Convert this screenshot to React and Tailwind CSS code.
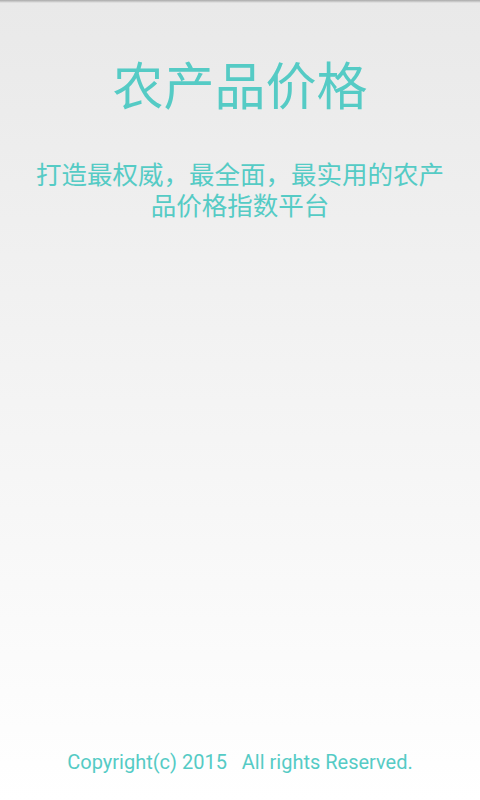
export default function App() {
    return (
        <div className="relative flex h-[800px] w-full flex-col items-center bg-gradient-to-b from-[#e9e9e9] to-[#ffffff] font-['Roboto','Noto_Sans_CJK_SC',sans-serif] text-[#55cbc5]">
            <div className="h-[3px] w-full bg-gradient-to-b from-[#a9a9a9] to-[#e9e9e9]"></div>
            <h1 className="mt-[60px] text-[51px] leading-[50px]">农产品价格</h1>
            <p className="mt-[47px] px-[30px] text-center text-[25.5px] leading-[31px]">
                打造最权威，最全面，最实用的农产品价格指数平台
            </p>
            <div className="flex-1"></div>
            <p className="mb-[27px] whitespace-pre text-[20px] leading-[22px]">Copyright(c) 2015   All rights Reserved.</p>
        </div>
    )
}
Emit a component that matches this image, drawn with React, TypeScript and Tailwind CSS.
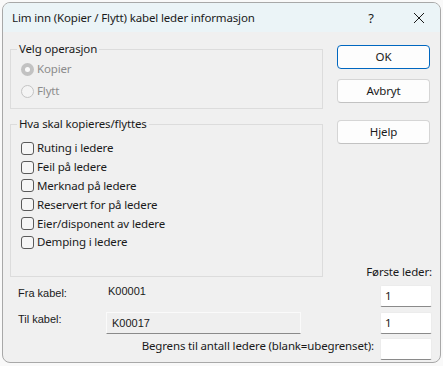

# [Exercise directions]
Quote each entry above verbatim and drop the pictures.

# [Response to the exercise]
Convert this screenshot to React and Tailwind CSS code.
export default function App() {
    return (
        <div className="relative flex h-[800px] w-full flex-col items-center bg-gradient-to-b from-[#e9e9e9] to-[#ffffff] font-['Roboto','Noto_Sans_CJK_SC',sans-serif] text-[#55cbc5]">
            <div className="h-[3px] w-full bg-gradient-to-b from-[#a9a9a9] to-[#e9e9e9]"></div>
            <h1 className="mt-[60px] text-[51px] leading-[50px]">农产品价格</h1>
            <p className="mt-[47px] px-[30px] text-center text-[25.5px] leading-[31px]">
                打造最权威，最全面，最实用的农产品价格指数平台
            </p>
            <div className="flex-1"></div>
            <p className="mb-[27px] whitespace-pre text-[20px] leading-[22px]">Copyright(c) 2015   All rights Reserved.</p>
        </div>
    )
}
Emit a component that matches this image, drawn with React, TypeScript and Tailwind CSS.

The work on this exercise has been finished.